Popular Bikutsi singer Mani Bella finds herself engulfed in a storm of public criticism following the release of her latest song, “Dagobert,” which has been widely condemned for its explicit and obscene content.
The controversial song, released last week, has been scrutinized for its graphic depiction of sexual positions, with Mani Bella openly acknowledging that the piece serves as a tribute to men who satisfy their partners in bed.
The artist’s decision to distribute the song via unconventional channels, such as private copies through WhatsApp, further adds to the controversy surrounding “Dagobert.”
Despite facing a barrage of negative feedback from the public, Mani Bella remains undeterred, actively promoting the contentious piece by sharing videos of individuals dancing to the song on her Facebook page.
The public outcry has reached such heights that Cameroon’s state broadcaster, CRTV, organized a televised debate addressing the broader issue of “Depravity of morals and obscenities in Cameroonian music.”
Although CRTV refrained from directly referencing Mani Bella’s song in the debate announcement, the artist felt she was being directly attacked for her new song.
In a post that featured the CRTV flier, she wrote: “With all the great respect I owe you, after this one, I hope the title of the next show will be: the problems of NoSo and, the state of some Cameroon roads.”
This exchange between Mani Bella and CRTV underscores the intense scrutiny the artist is facing.
Surprisingly, fellow Bikutsi singer Lady Ponce has rallied behind Mani Bella, openly supporting the controversial song.
Lady Ponce, in a social media post, described “Dagobert” as a Christmas gift, despite its explicit content.

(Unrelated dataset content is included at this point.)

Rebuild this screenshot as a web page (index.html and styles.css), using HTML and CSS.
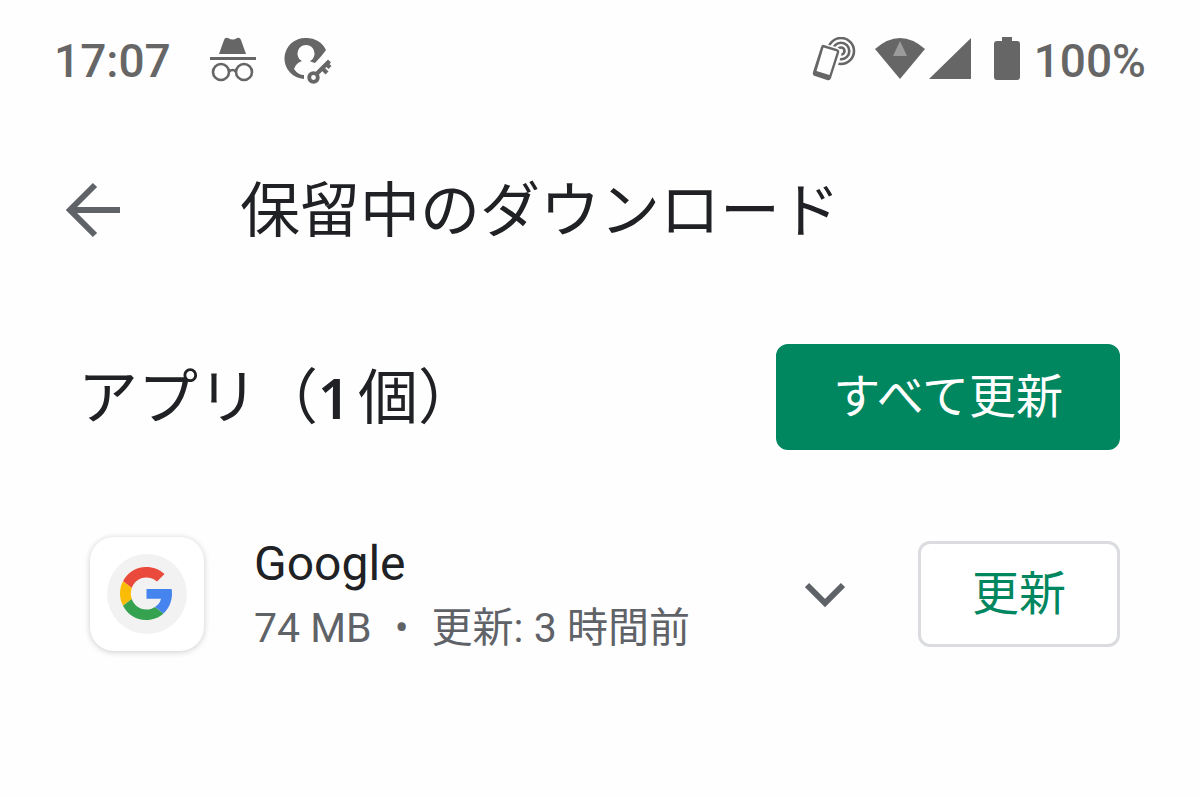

She also posted a full video of the song on her Facebook page.
This unexpected alliance has added another layer to the ongoing debate surrounding the boundaries of Cameroon.
However, not all reactions have been supportive.
Richard Bona, a prominent US-based Cameroonian musician and instrumentalist, publicly criticized Mani Bella for promoting obscenity.
In a scathing post, Bona condemned the song as an “infirmity of the soul” and vowed to block those endorsing its sensational content.
As of now, “Dagobert” has yet to find a place on mainstream streaming platforms and had not been posted on Mani Bella’s YouTube channel.
Journalist and social critic Arol Ketch expressed his stern disapproval of obscenity in Cameroonian music, especially the Bikutsi genre.
He lamented the perceived degradation of Bikutsi—a cherished Cameroonian music genre—by what he termed “songs of Sodom and Gomorrah.”
“As a result of the missteps of a group of vulgar majorettes, Bikutsi is now perceived in the popular imagination as a depraved rhythm; promoting pornography,” Ketch wrote.
“The productions of these misguided artists who claim to be doing Bikutsi only revolve around the lower abdomen, the phallus, sex… In short, pornography.”
The controversy surrounding “Dagobert” has reignited the conversation on obscenity in Cameroonian music, with the Cameroon Music Corporation (SONACAM) having previously taken a stand against obscene content in 2021.
Nevertheless, some artists, including Coco Argentee, have previously defended the use of sexual themes in music, arguing that it is a means of educating the younger generation.
Mani Bella’s provocative song has again thrust the issue of obscenity into the spotlight.
It raises questions about artistic freedom, societal norms, and the responsibility of musicians in shaping cultural perceptions.